--- THE TASK ---
Exactly the lines from the one containing "Recreate this image" through the one containing "import React from 'react'" must be returned; include both ends and nothing else.

--- Records with interface code ---

━━━━━━━━━━

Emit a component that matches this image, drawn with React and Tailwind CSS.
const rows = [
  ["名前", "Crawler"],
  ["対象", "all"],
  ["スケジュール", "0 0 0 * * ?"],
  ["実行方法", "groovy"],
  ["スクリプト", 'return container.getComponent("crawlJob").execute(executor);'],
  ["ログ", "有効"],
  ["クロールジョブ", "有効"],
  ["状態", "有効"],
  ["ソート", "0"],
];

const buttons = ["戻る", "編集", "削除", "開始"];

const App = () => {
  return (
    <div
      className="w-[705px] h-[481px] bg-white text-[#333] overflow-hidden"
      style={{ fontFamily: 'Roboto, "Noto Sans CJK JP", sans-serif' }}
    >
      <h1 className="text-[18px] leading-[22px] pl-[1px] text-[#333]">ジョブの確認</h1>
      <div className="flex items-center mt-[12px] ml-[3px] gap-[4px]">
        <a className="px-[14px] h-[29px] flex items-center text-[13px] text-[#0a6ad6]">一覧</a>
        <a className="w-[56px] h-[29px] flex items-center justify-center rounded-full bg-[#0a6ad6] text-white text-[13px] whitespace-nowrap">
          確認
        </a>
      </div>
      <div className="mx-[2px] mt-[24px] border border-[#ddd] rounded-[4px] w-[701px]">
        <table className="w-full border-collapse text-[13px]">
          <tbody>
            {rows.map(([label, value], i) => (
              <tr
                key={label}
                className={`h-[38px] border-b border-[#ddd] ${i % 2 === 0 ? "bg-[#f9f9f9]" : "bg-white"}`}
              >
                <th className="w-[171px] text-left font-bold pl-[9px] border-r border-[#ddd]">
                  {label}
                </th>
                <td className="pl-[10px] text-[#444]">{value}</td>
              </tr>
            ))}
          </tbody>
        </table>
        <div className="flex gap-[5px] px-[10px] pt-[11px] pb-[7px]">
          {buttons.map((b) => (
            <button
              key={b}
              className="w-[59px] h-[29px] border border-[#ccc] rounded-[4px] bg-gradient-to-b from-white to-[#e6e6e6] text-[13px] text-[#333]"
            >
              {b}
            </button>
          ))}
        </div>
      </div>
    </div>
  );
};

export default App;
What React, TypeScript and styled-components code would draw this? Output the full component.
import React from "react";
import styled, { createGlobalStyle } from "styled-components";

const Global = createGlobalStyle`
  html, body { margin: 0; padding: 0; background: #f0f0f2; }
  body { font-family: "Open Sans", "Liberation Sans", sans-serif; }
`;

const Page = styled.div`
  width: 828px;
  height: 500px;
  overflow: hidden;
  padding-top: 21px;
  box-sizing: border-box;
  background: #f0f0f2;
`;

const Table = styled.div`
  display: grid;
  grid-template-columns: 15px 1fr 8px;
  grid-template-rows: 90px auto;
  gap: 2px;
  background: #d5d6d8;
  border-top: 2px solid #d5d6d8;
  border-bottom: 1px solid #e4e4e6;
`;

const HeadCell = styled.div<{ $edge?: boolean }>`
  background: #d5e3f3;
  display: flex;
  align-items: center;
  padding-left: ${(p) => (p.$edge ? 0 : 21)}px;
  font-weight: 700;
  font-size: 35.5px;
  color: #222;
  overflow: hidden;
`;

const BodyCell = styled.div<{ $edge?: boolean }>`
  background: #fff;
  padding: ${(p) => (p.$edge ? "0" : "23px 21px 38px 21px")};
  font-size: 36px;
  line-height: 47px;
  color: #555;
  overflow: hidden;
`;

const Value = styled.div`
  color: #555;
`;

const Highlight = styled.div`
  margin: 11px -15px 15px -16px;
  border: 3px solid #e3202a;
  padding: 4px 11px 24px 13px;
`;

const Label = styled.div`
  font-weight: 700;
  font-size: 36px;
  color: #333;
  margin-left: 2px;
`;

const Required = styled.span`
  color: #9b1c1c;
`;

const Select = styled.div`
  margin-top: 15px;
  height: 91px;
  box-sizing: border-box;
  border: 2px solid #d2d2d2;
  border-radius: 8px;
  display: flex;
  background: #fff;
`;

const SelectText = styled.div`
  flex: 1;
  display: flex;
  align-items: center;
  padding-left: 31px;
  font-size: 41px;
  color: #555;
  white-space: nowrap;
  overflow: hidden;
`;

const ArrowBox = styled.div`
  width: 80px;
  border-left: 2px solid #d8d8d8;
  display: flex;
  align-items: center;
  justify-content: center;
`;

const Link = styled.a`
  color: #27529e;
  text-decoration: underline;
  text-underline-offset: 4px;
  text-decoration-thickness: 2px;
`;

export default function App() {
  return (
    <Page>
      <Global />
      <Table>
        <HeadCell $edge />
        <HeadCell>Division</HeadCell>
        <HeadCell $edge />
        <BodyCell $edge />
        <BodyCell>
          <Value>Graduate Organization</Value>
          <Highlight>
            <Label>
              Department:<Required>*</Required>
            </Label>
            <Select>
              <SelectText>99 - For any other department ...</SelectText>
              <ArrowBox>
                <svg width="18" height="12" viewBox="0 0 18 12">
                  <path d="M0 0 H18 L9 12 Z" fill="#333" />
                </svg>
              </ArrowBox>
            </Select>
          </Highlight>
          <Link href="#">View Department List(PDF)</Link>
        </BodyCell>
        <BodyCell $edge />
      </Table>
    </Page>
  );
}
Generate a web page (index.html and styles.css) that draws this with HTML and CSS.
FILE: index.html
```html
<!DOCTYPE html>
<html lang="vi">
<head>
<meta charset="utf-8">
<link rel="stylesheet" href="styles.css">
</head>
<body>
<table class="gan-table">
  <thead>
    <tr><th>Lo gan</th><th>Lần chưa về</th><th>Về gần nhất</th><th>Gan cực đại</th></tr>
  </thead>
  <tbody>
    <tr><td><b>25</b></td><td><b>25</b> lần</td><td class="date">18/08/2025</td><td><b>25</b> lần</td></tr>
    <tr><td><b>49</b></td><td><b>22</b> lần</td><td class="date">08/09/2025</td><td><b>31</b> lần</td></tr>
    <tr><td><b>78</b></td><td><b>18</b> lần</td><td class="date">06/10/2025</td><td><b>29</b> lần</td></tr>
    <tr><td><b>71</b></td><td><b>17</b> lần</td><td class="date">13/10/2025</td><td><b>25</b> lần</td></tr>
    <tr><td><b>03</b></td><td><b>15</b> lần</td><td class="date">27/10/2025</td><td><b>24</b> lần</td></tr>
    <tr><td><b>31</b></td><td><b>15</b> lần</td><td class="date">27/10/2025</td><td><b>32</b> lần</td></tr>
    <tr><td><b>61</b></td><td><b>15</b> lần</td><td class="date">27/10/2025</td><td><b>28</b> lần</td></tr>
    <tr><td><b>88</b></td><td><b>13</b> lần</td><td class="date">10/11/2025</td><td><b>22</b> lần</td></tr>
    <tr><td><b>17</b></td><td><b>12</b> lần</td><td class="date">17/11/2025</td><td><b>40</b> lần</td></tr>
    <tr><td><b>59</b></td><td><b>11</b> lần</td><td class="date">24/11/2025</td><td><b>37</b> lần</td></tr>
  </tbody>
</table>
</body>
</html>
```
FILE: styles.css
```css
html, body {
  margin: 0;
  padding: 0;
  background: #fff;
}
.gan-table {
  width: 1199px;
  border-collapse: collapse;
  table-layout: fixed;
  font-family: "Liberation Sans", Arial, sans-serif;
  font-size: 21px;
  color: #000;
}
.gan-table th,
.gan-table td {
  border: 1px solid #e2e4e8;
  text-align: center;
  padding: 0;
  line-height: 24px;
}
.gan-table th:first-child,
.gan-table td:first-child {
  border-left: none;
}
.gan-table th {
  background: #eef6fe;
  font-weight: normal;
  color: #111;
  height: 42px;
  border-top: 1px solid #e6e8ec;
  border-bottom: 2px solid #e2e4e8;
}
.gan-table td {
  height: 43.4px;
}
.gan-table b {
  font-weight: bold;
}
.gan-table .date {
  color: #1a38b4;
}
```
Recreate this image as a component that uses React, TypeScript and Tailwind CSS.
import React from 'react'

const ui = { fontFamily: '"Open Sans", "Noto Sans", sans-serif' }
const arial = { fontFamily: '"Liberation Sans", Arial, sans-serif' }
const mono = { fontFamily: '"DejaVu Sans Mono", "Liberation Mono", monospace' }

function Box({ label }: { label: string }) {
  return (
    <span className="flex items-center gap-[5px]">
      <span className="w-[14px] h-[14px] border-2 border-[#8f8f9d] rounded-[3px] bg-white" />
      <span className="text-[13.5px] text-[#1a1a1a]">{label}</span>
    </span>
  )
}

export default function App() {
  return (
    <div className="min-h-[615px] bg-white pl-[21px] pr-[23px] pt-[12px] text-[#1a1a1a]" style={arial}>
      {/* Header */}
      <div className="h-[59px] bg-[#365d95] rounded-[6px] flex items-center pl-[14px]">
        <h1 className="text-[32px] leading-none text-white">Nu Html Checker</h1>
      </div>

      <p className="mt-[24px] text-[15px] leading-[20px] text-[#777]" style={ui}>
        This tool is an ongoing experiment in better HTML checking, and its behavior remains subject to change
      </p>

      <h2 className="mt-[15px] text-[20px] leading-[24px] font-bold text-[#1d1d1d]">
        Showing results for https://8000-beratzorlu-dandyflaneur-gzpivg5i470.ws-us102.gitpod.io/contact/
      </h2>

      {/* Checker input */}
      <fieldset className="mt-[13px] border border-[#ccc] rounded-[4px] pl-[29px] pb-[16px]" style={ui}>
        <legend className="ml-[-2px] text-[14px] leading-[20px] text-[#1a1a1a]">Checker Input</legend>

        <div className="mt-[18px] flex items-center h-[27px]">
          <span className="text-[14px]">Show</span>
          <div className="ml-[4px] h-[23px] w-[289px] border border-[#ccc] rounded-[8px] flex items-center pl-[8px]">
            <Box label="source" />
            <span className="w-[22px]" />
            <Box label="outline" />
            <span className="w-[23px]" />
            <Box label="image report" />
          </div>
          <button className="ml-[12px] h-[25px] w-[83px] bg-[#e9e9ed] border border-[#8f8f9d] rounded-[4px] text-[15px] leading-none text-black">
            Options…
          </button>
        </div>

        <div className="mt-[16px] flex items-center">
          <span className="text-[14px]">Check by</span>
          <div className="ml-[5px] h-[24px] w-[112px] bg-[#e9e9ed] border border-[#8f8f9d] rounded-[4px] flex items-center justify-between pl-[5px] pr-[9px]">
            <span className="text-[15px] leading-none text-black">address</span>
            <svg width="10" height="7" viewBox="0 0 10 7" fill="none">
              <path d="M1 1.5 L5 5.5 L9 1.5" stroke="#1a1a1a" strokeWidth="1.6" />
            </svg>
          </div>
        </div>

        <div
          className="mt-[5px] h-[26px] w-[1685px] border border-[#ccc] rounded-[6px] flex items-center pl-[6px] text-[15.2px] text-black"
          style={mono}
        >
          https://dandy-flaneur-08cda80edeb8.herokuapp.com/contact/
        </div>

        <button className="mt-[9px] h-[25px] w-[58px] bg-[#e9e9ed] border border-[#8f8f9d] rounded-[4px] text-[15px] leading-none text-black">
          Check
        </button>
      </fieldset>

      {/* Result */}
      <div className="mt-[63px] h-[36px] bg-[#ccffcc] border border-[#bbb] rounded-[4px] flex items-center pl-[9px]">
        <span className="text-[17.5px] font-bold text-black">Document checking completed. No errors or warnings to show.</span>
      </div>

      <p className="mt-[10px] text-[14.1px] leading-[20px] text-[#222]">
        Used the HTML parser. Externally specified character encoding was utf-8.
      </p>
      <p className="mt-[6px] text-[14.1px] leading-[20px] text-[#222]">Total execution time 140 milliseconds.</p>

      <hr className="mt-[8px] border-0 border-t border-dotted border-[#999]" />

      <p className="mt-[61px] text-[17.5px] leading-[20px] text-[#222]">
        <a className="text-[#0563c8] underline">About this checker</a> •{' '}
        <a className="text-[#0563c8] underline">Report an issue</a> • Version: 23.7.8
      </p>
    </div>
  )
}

━━━━━━━━━━

--- WORKED SOLUTION ---
Recreate this image as a component that uses React, TypeScript and Tailwind CSS.
import React from 'react'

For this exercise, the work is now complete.